▸ **Exercise task**
Within the listing below, locate all lines containing the word "this". Copy each one.

* BEGIN Exercise data *

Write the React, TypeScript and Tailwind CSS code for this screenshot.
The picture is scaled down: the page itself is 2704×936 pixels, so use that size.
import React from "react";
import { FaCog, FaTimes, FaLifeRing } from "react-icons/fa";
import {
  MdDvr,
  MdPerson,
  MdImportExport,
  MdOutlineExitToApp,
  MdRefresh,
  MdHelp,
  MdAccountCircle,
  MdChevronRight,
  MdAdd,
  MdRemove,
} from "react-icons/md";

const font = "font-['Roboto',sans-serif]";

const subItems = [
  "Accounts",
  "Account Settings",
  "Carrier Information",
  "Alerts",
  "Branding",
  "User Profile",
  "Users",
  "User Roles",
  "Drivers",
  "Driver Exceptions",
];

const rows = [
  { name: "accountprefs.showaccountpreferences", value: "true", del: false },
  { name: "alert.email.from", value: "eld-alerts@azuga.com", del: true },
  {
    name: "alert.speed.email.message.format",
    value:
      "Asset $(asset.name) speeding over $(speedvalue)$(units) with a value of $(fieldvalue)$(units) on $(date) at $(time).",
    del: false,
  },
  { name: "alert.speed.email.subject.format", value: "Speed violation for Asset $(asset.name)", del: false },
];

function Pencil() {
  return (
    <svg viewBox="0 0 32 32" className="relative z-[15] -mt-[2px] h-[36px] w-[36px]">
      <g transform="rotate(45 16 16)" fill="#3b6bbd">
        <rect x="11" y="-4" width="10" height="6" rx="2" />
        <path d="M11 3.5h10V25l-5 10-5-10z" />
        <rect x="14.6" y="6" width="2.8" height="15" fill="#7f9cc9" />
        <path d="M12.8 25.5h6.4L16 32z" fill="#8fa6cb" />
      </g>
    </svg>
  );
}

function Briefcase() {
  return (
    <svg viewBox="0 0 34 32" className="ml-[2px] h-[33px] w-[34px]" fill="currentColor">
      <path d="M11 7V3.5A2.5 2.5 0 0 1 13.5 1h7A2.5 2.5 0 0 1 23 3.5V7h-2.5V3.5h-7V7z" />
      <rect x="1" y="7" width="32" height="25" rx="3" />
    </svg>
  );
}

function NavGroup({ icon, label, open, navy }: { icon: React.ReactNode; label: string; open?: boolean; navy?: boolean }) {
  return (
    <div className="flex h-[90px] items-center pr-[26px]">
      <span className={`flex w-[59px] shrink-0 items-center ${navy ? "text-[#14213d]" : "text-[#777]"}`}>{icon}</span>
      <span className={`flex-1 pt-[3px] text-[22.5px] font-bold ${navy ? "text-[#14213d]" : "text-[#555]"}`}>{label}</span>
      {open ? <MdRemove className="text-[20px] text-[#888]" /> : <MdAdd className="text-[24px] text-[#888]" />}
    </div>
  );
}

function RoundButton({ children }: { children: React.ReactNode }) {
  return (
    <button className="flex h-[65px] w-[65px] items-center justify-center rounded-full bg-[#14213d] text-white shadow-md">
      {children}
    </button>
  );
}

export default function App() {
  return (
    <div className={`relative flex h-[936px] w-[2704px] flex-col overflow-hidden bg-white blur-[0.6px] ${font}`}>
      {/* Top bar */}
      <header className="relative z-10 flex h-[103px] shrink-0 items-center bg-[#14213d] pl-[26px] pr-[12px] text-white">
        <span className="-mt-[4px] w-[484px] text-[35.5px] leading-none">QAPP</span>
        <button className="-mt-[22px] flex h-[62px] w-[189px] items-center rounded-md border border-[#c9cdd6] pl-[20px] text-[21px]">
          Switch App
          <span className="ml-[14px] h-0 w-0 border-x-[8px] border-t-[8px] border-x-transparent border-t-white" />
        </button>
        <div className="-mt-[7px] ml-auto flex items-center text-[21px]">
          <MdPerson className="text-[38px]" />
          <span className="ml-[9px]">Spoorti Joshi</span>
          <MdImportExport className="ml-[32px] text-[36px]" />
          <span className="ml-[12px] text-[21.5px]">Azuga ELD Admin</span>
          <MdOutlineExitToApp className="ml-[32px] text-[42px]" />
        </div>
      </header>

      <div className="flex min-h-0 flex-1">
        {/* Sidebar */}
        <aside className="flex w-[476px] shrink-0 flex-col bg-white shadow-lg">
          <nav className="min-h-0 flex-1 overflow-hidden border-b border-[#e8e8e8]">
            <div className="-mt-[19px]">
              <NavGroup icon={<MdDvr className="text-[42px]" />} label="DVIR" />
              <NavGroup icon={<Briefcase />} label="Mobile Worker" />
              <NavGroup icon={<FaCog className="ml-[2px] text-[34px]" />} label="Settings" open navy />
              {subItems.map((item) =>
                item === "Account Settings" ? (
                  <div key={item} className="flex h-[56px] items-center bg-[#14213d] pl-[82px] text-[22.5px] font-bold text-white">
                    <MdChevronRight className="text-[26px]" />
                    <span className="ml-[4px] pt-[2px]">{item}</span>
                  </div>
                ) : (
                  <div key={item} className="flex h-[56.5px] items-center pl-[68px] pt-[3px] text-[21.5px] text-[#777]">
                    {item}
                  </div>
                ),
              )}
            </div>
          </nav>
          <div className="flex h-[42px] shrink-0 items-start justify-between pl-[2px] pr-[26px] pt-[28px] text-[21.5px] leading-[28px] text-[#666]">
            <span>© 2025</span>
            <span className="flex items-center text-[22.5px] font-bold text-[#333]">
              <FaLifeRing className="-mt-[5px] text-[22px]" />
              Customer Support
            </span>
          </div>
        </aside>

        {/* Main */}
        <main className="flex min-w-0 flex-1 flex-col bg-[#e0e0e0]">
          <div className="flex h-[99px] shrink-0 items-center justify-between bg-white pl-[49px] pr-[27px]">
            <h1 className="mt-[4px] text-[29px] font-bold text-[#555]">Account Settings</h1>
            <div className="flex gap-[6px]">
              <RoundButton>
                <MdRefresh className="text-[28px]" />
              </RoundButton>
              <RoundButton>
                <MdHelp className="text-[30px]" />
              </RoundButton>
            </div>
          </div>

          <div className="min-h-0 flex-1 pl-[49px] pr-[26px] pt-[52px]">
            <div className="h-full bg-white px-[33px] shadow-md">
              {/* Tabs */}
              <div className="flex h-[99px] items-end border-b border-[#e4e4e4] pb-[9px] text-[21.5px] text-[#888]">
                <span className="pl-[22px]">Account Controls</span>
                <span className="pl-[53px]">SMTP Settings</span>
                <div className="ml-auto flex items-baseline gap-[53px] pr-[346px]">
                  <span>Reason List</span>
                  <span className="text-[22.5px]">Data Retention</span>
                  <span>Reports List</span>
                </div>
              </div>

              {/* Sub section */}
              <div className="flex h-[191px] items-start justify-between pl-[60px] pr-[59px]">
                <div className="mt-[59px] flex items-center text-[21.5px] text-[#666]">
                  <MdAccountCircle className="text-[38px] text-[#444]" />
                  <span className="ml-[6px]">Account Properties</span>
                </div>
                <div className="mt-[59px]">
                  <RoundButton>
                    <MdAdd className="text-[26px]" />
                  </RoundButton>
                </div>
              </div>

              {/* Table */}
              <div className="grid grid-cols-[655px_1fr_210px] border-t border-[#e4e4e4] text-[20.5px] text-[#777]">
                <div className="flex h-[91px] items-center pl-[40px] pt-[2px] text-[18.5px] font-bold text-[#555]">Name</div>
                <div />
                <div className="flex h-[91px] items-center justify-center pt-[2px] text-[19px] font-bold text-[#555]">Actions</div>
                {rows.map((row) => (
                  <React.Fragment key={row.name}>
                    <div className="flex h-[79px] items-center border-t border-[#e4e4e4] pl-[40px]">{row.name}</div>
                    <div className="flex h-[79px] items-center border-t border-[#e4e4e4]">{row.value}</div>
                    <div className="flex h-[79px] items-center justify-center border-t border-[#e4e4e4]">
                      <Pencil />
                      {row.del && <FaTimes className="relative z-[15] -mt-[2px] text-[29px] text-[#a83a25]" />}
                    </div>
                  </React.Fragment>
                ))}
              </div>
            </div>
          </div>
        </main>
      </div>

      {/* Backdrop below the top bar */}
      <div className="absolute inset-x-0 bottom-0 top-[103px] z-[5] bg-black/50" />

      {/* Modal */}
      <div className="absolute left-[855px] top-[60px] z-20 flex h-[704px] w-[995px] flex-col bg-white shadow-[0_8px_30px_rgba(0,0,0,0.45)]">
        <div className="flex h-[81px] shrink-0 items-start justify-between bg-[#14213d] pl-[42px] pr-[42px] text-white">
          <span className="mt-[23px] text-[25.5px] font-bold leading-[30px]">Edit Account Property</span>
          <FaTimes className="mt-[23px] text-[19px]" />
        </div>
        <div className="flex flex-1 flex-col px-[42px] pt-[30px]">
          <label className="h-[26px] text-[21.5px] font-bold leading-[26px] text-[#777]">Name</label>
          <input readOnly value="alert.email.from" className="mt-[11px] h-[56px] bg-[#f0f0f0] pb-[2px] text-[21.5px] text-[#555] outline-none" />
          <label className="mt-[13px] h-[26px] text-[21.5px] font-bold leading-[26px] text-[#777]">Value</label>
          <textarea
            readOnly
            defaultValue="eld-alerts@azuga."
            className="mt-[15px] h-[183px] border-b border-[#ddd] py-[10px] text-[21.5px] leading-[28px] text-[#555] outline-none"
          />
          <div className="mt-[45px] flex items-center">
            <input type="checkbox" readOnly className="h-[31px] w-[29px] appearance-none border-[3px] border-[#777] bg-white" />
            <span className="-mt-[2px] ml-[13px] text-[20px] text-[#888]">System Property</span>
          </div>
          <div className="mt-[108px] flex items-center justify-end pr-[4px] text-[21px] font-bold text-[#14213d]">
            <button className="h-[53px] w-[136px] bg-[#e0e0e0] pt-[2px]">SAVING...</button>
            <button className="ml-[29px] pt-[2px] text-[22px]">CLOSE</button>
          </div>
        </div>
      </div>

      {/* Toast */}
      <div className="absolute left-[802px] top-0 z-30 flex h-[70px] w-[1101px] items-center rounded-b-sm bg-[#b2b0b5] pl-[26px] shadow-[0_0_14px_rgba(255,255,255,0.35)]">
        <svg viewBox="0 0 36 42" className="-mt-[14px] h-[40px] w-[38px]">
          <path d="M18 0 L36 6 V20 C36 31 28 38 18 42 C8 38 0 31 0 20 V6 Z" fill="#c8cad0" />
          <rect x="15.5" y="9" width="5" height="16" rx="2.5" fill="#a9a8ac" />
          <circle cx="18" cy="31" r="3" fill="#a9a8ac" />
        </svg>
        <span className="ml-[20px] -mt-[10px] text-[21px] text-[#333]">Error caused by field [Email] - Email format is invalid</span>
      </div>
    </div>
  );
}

* END Exercise data *
* BEGIN Exercise data *

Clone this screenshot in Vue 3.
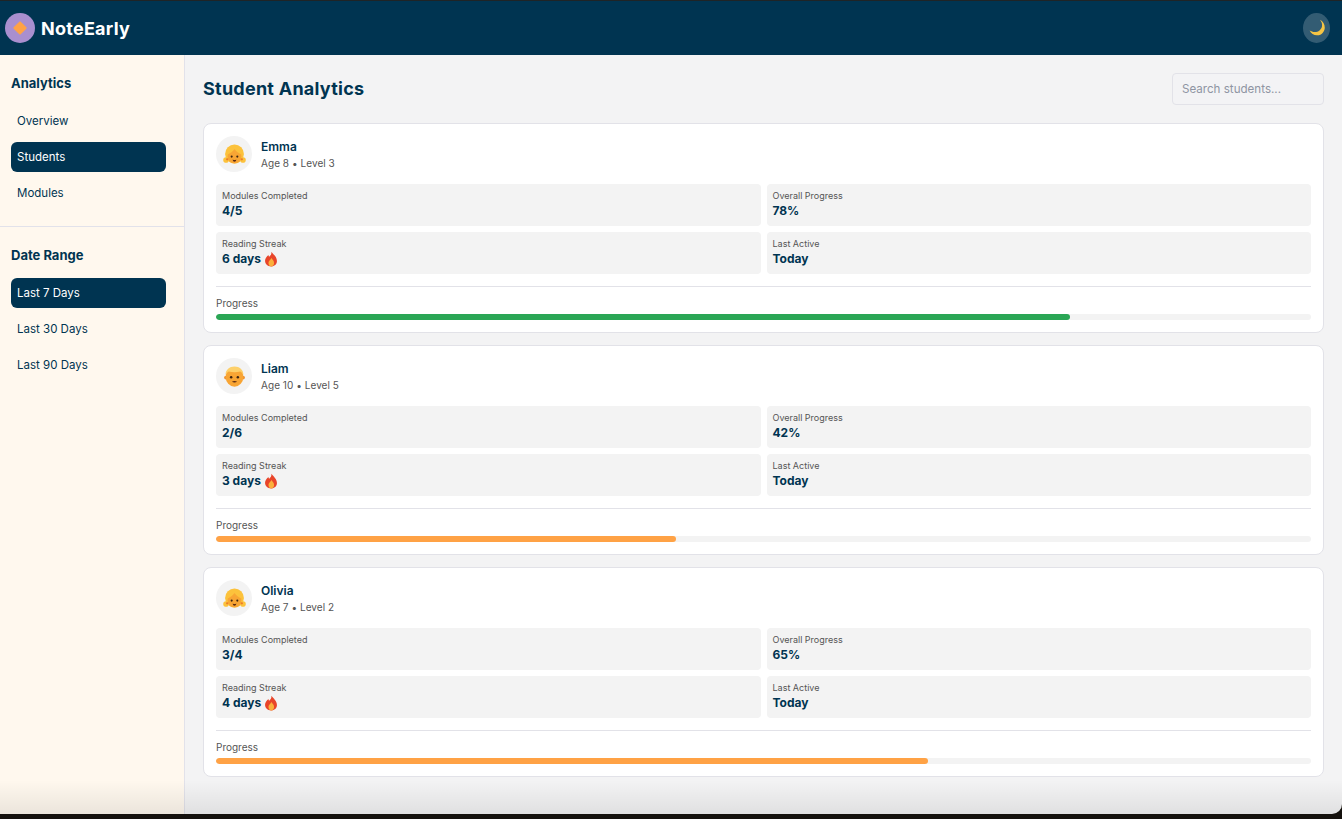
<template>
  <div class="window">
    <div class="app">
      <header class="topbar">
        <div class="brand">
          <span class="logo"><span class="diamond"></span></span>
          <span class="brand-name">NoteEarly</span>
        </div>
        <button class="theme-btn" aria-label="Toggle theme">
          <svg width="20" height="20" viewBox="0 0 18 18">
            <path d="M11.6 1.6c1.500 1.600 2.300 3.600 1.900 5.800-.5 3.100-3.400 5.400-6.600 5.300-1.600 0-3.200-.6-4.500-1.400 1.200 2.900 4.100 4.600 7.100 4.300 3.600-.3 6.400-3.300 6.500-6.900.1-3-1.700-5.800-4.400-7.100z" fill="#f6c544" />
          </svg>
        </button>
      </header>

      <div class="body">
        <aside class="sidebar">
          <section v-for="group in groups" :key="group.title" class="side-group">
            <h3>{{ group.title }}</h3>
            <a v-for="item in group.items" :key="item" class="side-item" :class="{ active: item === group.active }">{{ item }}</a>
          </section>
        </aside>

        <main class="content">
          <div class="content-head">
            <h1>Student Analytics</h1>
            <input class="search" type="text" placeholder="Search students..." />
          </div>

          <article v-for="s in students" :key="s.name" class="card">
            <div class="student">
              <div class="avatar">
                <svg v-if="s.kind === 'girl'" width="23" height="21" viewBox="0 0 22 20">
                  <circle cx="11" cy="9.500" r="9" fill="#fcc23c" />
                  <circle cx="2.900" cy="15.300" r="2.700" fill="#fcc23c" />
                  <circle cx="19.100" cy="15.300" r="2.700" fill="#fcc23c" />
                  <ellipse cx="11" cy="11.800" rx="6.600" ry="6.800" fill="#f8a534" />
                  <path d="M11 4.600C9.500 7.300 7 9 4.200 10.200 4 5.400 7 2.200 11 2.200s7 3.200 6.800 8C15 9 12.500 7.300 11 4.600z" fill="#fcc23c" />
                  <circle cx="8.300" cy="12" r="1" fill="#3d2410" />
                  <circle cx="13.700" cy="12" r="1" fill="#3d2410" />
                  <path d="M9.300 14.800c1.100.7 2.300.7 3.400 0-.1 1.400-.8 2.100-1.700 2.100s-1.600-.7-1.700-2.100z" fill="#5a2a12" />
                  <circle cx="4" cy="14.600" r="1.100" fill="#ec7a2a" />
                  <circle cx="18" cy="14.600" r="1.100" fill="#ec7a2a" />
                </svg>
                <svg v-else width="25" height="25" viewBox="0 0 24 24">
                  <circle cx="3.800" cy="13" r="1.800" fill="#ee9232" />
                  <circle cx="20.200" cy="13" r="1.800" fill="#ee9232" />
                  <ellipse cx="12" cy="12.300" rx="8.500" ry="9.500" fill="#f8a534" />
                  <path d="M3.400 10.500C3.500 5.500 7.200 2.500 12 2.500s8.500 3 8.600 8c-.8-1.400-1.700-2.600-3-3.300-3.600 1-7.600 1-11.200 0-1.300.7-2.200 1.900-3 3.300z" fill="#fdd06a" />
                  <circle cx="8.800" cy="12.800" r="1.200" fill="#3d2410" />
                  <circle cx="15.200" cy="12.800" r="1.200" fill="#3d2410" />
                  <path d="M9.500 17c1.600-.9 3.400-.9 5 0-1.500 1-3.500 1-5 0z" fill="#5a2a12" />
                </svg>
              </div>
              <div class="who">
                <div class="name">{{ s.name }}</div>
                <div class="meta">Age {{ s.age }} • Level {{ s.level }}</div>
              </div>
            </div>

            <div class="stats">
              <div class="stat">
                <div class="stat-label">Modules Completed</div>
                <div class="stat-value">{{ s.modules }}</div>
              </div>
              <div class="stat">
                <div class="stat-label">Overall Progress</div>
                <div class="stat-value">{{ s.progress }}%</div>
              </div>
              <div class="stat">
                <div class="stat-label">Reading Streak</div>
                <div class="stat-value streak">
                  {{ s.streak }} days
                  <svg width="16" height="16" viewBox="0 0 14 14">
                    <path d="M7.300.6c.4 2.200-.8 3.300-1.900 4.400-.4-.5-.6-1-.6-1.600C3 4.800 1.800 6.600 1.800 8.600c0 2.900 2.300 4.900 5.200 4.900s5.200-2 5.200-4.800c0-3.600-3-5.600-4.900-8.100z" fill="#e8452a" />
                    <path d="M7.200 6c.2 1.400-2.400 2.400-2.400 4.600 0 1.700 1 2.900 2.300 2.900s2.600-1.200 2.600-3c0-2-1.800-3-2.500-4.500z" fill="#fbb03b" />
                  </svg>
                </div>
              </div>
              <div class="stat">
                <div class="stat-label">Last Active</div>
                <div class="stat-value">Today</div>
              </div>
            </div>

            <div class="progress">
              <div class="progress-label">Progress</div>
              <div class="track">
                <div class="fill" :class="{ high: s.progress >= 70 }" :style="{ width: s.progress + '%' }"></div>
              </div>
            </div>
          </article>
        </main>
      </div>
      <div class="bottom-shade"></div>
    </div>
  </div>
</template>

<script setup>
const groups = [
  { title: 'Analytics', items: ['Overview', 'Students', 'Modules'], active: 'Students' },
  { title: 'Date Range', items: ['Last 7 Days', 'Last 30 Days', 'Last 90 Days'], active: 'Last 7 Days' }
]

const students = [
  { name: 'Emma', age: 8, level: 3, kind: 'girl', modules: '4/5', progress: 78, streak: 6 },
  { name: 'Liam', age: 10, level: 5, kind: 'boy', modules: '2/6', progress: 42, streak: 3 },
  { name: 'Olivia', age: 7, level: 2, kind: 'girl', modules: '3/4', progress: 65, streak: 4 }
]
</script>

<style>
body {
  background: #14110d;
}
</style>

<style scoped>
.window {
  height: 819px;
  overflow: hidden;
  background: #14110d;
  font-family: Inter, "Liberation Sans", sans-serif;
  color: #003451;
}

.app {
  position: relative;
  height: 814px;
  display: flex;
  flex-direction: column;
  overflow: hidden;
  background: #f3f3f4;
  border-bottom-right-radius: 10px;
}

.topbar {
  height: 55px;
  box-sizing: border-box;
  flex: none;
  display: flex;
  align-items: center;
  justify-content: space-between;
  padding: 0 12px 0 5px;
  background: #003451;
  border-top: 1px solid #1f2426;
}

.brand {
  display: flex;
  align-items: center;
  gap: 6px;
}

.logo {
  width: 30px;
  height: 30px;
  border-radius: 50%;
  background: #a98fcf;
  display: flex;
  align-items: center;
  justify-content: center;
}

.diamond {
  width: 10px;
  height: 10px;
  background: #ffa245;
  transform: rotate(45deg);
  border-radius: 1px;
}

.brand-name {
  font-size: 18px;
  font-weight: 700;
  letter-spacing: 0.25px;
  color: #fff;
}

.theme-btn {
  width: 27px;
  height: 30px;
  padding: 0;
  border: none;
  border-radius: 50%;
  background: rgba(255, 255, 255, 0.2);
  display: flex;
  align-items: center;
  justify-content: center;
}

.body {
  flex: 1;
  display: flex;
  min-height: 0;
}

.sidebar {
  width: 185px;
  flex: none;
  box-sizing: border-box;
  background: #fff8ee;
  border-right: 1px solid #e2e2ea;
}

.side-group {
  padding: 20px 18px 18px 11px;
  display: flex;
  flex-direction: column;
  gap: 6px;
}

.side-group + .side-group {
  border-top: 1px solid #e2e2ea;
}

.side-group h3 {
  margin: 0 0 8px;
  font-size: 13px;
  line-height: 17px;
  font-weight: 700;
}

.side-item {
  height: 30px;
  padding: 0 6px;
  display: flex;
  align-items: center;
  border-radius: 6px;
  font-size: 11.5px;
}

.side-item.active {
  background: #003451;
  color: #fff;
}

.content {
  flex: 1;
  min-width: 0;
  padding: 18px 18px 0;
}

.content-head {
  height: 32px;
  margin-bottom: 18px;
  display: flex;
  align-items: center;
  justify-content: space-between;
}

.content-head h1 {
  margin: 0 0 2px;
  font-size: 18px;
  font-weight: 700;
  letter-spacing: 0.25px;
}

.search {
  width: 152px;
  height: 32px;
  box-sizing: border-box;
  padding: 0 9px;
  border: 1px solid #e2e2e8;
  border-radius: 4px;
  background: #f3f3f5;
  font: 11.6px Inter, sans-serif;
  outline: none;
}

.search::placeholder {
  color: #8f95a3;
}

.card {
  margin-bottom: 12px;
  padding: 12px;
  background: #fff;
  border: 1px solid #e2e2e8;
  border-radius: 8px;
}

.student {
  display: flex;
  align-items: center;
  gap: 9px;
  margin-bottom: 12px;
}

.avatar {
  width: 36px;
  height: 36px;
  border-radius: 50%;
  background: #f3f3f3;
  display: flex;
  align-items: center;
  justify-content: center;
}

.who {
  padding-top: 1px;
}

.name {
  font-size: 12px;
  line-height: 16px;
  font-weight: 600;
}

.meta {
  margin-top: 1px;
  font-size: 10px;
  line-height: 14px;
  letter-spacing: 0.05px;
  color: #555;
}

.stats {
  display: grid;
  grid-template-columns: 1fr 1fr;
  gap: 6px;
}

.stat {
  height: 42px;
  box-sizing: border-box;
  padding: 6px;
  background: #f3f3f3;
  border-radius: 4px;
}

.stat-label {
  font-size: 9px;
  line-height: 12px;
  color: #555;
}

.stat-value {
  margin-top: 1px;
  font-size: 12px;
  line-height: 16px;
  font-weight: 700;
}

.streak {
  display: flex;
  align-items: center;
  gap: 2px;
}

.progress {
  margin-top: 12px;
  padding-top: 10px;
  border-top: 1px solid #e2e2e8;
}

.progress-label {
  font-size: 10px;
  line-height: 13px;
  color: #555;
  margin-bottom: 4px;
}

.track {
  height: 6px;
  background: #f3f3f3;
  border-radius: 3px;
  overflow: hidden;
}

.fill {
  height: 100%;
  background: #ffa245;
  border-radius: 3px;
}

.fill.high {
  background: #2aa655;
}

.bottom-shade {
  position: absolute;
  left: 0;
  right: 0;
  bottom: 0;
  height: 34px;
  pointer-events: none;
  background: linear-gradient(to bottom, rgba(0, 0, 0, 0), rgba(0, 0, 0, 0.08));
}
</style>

* END Exercise data *

▸ **Output of the exercise**
Write the React, TypeScript and Tailwind CSS code for this screenshot.
Clone this screenshot in Vue 3.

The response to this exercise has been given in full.